Mais y a-t-il des limites et des préoccupations pour les collaborateurs ?
Selon Samant, « d’un côté, nous avons de multiples projets open source, tandis que de l’autre, nous avons des géants de la technologie comme Google et Microsoft qui investissent déjà de gros montants dans l’open source. Aucune entreprise ne détient aujourd’hui le monopole d’un composant. Elles sont appelées à se regrouper et à travailler ensemble, car chacune apporte une valeur différente à la table. Nous assisterons à une plus grande normalisation de certains des blocs fondamentaux sous-jacents afin de garantir la compatibilité. Par exemple, Linux a commencé comme un projet open source alors que Microsoft Windows était totalement fermé ; pourtant, ils ont toujours un certain nombre de partenariats. »

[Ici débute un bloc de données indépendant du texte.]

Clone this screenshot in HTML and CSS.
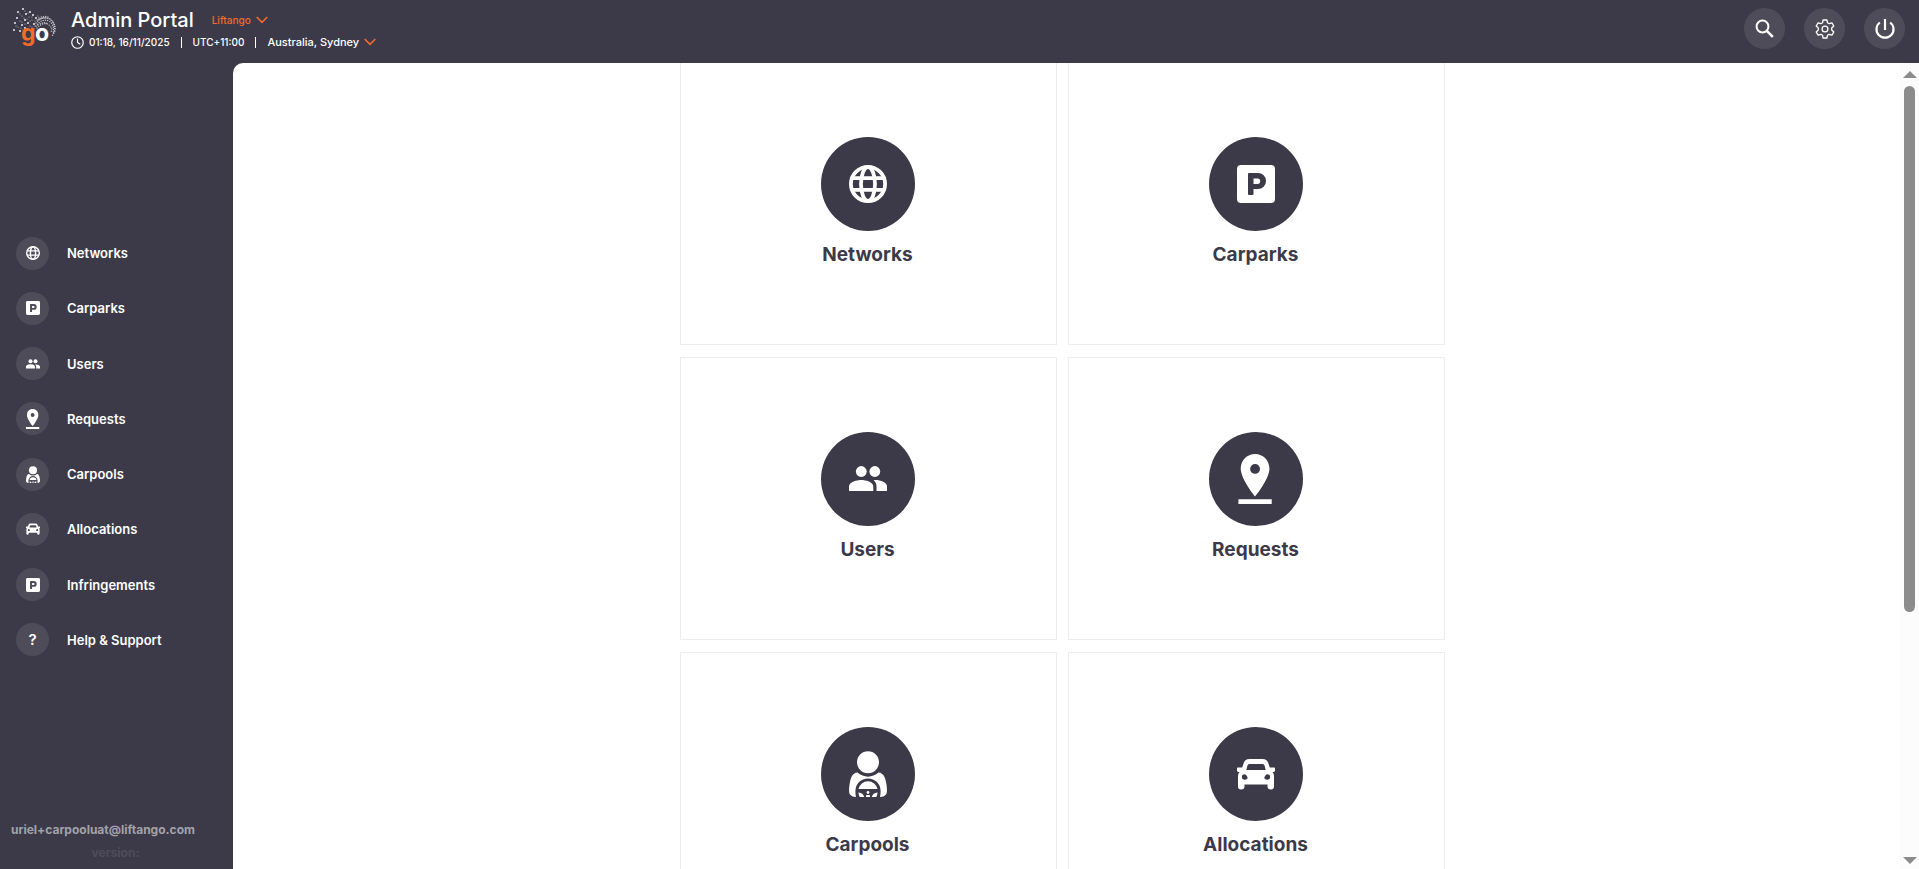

Confidentialité des données
Il y a déjà beaucoup de cas de violation de droits d’auteur et de brevets autour de la confidentialité des données, car de nombreux projets open source sont utilisés sans le consentement du créateur original. Bien que nous ayons un meilleur contrôle sur de tels scénarios dans le monde réel, ce n’est pas le cas dans le métavers puisque la personne n’y est pas physiquement présente. On ne sait pas encore si la propriété virtuelle dans le métavers aura une quelconque analogie dans le monde physique.
« En ce qui concerne le matériel, la technologie a évolué de manière exponentielle en termes de sécurité, de puissance et de fonctionnalités. Aujourd’hui, chaque appareil intelligent est connecté à un réseau, ce qui l’expose également à diverses menaces de sécurité. Les sociétés de semi-conducteurs s’efforcent donc elles aussi de résoudre ces problèmes de sécurité », explique M. Khasim.
Il pourrait aussi y avoir des problèmes de marque. Selon Biju Nair, « disons que vous avez une marque dans le monde physique mais que vous n’êtes pas présent dans le monde virtuel. Dans ce cas, les chances d’obtenir une injonction pour abus de marque sont très faibles. Une telle affaire a déjà été portée devant un tribunal américain – E.S.S. Entertainment contre Rock Star Videos. Le tribunal a jugé que la représentation d’une marque du monde physique dans un jeu vidéo ne porte pas atteinte à la marque originale, car le jeu vidéo est une expression artistique protégée par le premier amendement. Il se peut donc que vous ne soyez pas protégé dans les métavers à moins d’y avoir une certaine présence. »
Nair ajoute : « Les entreprises doivent revoir leurs accords existants, voir quels droits leur ont été accordés et planifier en conséquence. Elles doivent également vérifier si elles ont déposé la marque pour les biens virtuels ou non, car si elles ne le font pas, elles risquent de perdre les droits pour ces biens dans l’espace de travail du métavers. »
De nombreux aspects juridiques doivent être examinés et traités séparément dans le métavers. Néanmoins, la voie à suivre est passionnante et intéressante, car il y a encore beaucoup de choses à explorer et à développer dans ce nouveau monde virtuel.